How I Built a Software Factory That Runs While I Sleep

Someone on LinkedIn asked me: "How does your agent actually work? When are you going to explain the architecture?"

Alright. Here it is.

One agent doing everything doesn't work

For months I used a single AI session for everything. "Build me this feature." The code compiled. Tests existed. But the requirements were vague, the design was improvised, and the tests only covered the happy path.

Three months later something would break and I'd have no idea why the original code was written that way. No requirements doc. No design decisions recorded. Just code and a prayer.

So I split the work

Real software teams don't work like that either. You don't ask one person to write requirements, design the system, code it, and test it. You have people who focus on one thing and do it well.

I did the same with AI agents. Five agents, five phases, one pipeline:

REQ — reads the task, writes a requirements doc. Acceptance criteria, edge cases, scope. No code, just words. This forces me (and the agents downstream) to know what "done" looks like before writing a single line.

ANA — takes the requirements and checks feasibility. What code gets affected? What could break? What dependencies are involved? This is where you catch "sounds simple, will actually break three other things."

DES — produces the technical design. Data models, API contracts, component layout. The blueprint that IMP will follow.
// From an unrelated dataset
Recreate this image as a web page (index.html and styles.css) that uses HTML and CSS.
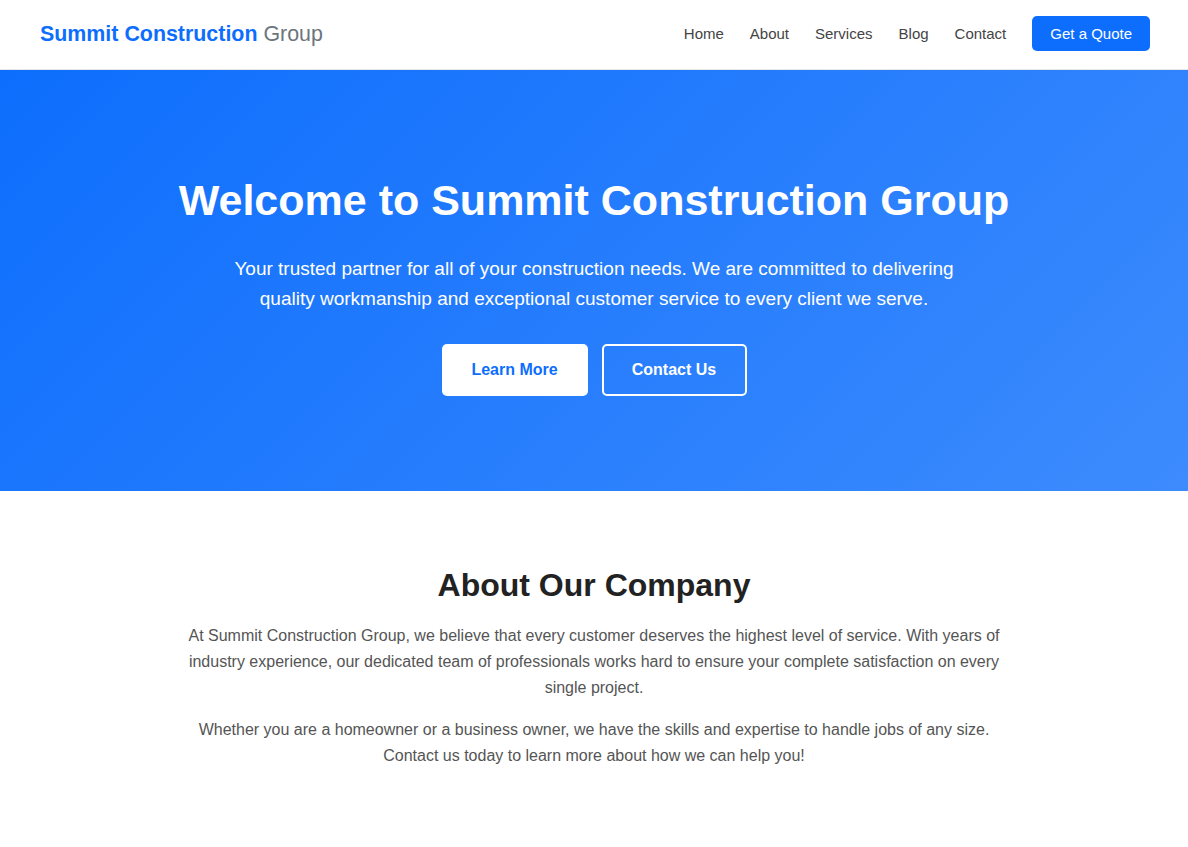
FILE: index.html
```html
<!DOCTYPE html>
<html lang="en">
<head>
<meta charset="utf-8">
<title>Summit Construction Group</title>
<link rel="stylesheet" href="styles.css">
</head>
<body>
<header class="site-header">
  <a class="logo" href="#"><span class="logo-main">Summit Construction</span> <span class="logo-sub">Group</span></a>
  <nav class="nav">
    <a href="#">Home</a>
    <a href="#">About</a>
    <a href="#">Services</a>
    <a href="#">Blog</a>
    <a href="#">Contact</a>
    <a class="btn-quote" href="#">Get a Quote</a>
  </nav>
</header>
<section class="hero">
  <h1>Welcome to Summit Construction Group</h1>
  <p class="hero-text">Your trusted partner for all of your construction needs. We are committed to delivering quality workmanship and exceptional customer service to every client we serve.</p>
  <div class="hero-actions">
    <a class="btn btn-light" href="#">Learn More</a>
    <a class="btn btn-outline" href="#">Contact Us</a>
  </div>
</section>
<section class="about">
  <h2>About Our Company</h2>
  <p>At Summit Construction Group, we believe that every customer deserves the highest level of service. With years of industry experience, our dedicated team of professionals works hard to ensure your complete satisfaction on every single project.</p>
  <p>Whether you are a homeowner or a business owner, we have the skills and expertise to handle jobs of any size. Contact us today to learn more about how we can help you!</p>
</section>
</body>
</html>
```
FILE: styles.css
```css
* { box-sizing: border-box; }
body {
  margin: 0;
  font-family: "Liberation Sans", Arial, sans-serif;
  background: #fff;
  color: #333;
}
a { text-decoration: none; }
.site-header {
  height: 70px;
  display: flex;
  align-items: center;
  justify-content: space-between;
  padding: 0 38px 2px 40px;
  background: #fff;
  border-bottom: 1px solid #e6e6e6;
}
.logo { font-size: 21.4px; padding-top: 1px; }
.logo-main { color: #0d6efd; font-weight: 700; }
.logo-sub { color: #6c757d; }
.nav { display: flex; align-items: center; }
.nav a {
  color: #444;
  font-size: 15px;
  margin-left: 26px;
}
.nav a:first-child { margin-left: 0; }
.nav .btn-quote {
  background: #0d6efd;
  color: #fff;
  padding: 9px 18px;
  border-radius: 5px;
  height: 35px;
  line-height: 17px;
}
.hero {
  height: 421px;
  background: linear-gradient(135deg, #0d6efd 0%, #3d8bfd 100%);
  color: #fff;
  text-align: center;
  display: flex;
  flex-direction: column;
  align-items: center;
  padding-top: 103px;
}
.hero h1 {
  margin: 0;
  font-size: 43px;
  line-height: 54px;
  font-weight: 700;
}
.hero-text {
  margin: 27px 0 0;
  max-width: 740px;
  font-size: 19px;
  line-height: 30px;
}
.hero-actions {
  display: flex;
  gap: 14px;
  margin-top: 30px;
}
.btn {
  display: inline-flex;
  align-items: center;
  justify-content: center;
  height: 52px;
  width: 146px;
  border-radius: 5px;
  font-size: 16px;
  font-weight: 700;
}
.btn-light { background: #fff; color: #0d6efd; }
.btn-outline { border: 2px solid #fff; color: #fff; width: 145px; }
.about {
  padding: 74px 0 60px;
  text-align: center;
}
.about h2 {
  margin: 0 0 18px;
  font-size: 32px;
  line-height: 40px;
  color: #222;
}
.about p {
  max-width: 830px;
  margin: 0 auto 16px;
  font-size: 16px;
  line-height: 26px;
  color: #555;
}
```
IMP — writes code. But unlike a general agent, this one already has requirements, analysis, and a design to work from. It doesn't explore — it executes.

TEST — writes and runs tests against the acceptance criteria from REQ. Not "does the code work?" but "does it do what was promised?"

Each agent produces a document or code, attaches it to the task, and hands off to the next phase. If something fails, the task gets blocked and I get a notification.

Why this works better

A general-purpose agent holding requirements, design, and implementation in its head at the same time will cut corners. It'll skip the design because it's eager to code. It'll write tests that validate what it built rather than what was asked for.

Specialized agents can't skip ahead. The REQ agent doesn't know how to write code. The TEST agent doesn't care how the code works — it only checks whether the acceptance criteria pass.

The side effect I didn't expect: a paper trail. When something breaks months later, I can trace back through REQ → ANA → DES → IMP → TEST and see exactly what was decided and why.

How it's wired

When I create a task in Odoo (my project tracker), this happens:

An Odoo module detects the state change and publishes an event to Redis
A Rust listener picks it up
A Python dispatcher figures out which phase the task is in and spawns the right agent
The agent works, produces its artifact, updates the task, and moves it to the next phase
Repeat until all five phases are done

A few decisions that matter:

Event-driven. The factory reacts when something changes. No polling loops checking "is there work?" every 30 seconds.

Isolated agents. Each one gets a clean context: the task description plus artifacts from previous phases. Nothing else. When I tried sharing full context across phases, agents got confused by information that wasn't relevant to their job.

The orchestrator doesn't write code. It only coordinates. Mixing orchestration with execution is how you end up with a mess that's impossible to debug.

Everything gets logged. Every agent posts its progress to the task's activity feed. I can see what happened, when, and what each agent produced.

What 12 minutes looks like

I needed a Markdown-to-PDF script. I wrote one line in Odoo: "Script to convert Markdown files to PDF with proper formatting."

REQ (2 min): requirements doc — input formats, output styling, error handling, CLI interface
ANA (2.5 min): evaluated WeasyPrint vs pdfkit, recommended approach, flagged risks
DES (3 min): module structure, CLI arguments, CSS template system
IMP (2 min): wrote the code, one clean file, following the design spec
TEST (2 min): 9 tests, all passed

12 minutes. One sentence of input from me. The output wasn't just working code — it was code with a requirements doc, analysis, design, and test suite. All attached to the task.

Things I got wrong first

I polished agents before the pipeline worked. Wasted weeks perfecting prompts for individual agents when I didn't have a reliable way to chain them. The orchestration layer matters more than any single agent's quality.

I let agents discover things dynamically. Agent IDs, project IDs, stage mappings — I used to tell agents "look up the project owner's ID." They'd get it wrong in creative ways. Now everything is hardcoded constants.

Instructions aren't enough. "Notify the project owner" fails in surprising ways. The exact API call with the exact parameters works every time. Agents are better at running code than interpreting vague instructions.

Shared context was a mistake. When agents from different phases could see each other's full context, they'd get confused. The IMP agent would second-guess the DES agent's decisions. Clean boundaries fixed it.

Adversarial review catches what self-review doesn't. After IMP, I run a separate review step — an AI reviewer that tries to find problems in the code. Three rounds. This catches things that a "looks good to me" self-check misses every time.

What it is (and isn't)

The SW Factory doesn't replace developers. I still review outputs. I still make architecture decisions. I still write the task descriptions.

But the parts that used to eat my day — writing requirement docs, doing analysis, producing boilerplate, running test suites — those happen automatically now. Five agents, each good at one thing, running in sequence while I do something else.

That's the whole trick. Not a smarter AI. A better system.